Siddhartha

August 16, 2018

Seven favourite passages from the book.


“O Siddhartha,” he exclaimed, “will your father permit you to do that?”

Siddhartha looked over as if he was just waking up. Arrow-fast he read in Govinda’s soul, read the fear, read the submission.

“O Govinda,” he spoke quietly, “let’s not waste words. Tomorrow, at daybreak, I will begin the life of the Samanas. Speak no more of it.”

 


And Siddhartha said quietly, as if he was talking to himself: “What is meditation? What is leaving one’s body? What is fasting? What is holding one’s breath? It is fleeing from the self, it is a short escape of the agony of being a self, it is a short numbing of the senses against the pain and the pointlessness of life.

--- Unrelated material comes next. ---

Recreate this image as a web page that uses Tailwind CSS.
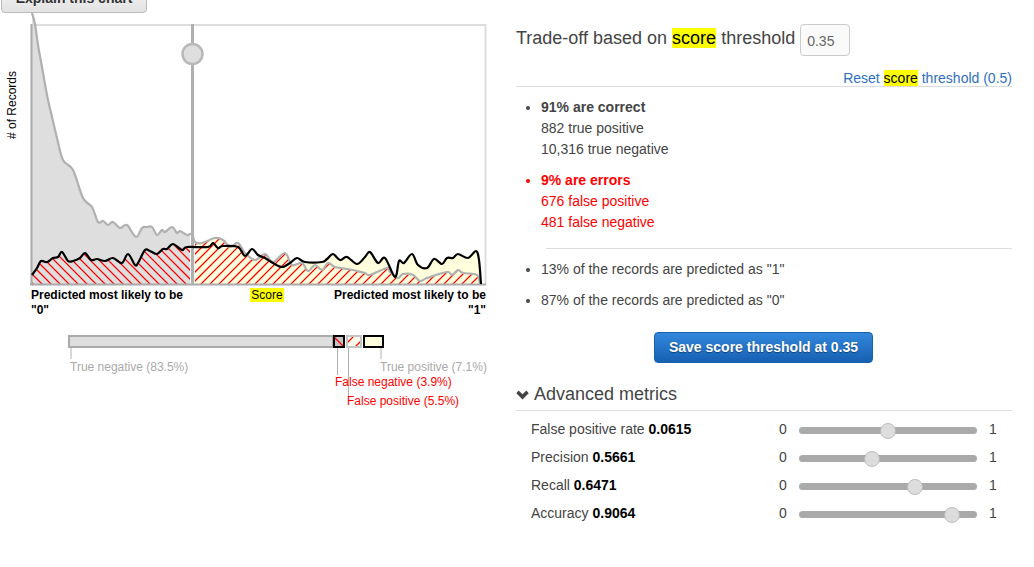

The same escape, the same short numbing is what the driver of an ox-cart finds in the inn, drinking a few bowls of rice-wine or fermented coconut-milk. Then he won’t feel his self any more, then he won’t feel the pains of life any more, then he finds a short numbing of the senses.

[…]

And Siddhartha spoke with a smile: “I do not know, I’ve never been a drunkard. But that I, Siddhartha, find only a short numbing of the senses in my exercises and meditations and that I am just as far removed from wisdom, from salvation, as a child in the mother’s womb, this I know, oh Govinda, this I know.”

 


“This is why I am continuing my travels—not to seek other, better teachings, for I know there are none, but to depart from all teachings and all teachers and to reach my goal by myself or to die.”

 


“Oh,” he thought, taking a deep breath, “now I would not let Siddhartha escape from me again! … I do not want to kill and dissect myself any longer, to find a secret behind the ruins.

Neither Yoga-Veda shall teach me any more, nor Atharva-Veda, nor the ascetics, nor any kind of teachings. I want to learn from myself, want to be my student, want to get to know myself, the secret of Siddhartha.”

 


“When you throw a rock into the water, it will speed on the fastest course to the bottom of the water. This is how it is when Siddhartha has a goal, a resolution. Siddhartha does nothing, he waits, he thinks, he fasts, but he passes through the things of the world like a rock through water, without doing anything, without stirring; he is drawn, he lets himself fall. His goal attracts him, because he doesn’t let anything enter his soul which might oppose the goal.

 


He had heard a voice, a voice in his own heart, which had commanded him to seek rest under this tree, and he had neither preferred self-castigation, offerings, ablutions, nor prayer, neither food nor drink, neither sleep nor dream, he had obeyed the voice. To obey like this, not to an external command, only to the voice, to be ready like this, this was good, this was necessary, nothing else was necessary.

 


“I can think. I can wait. I can fast.”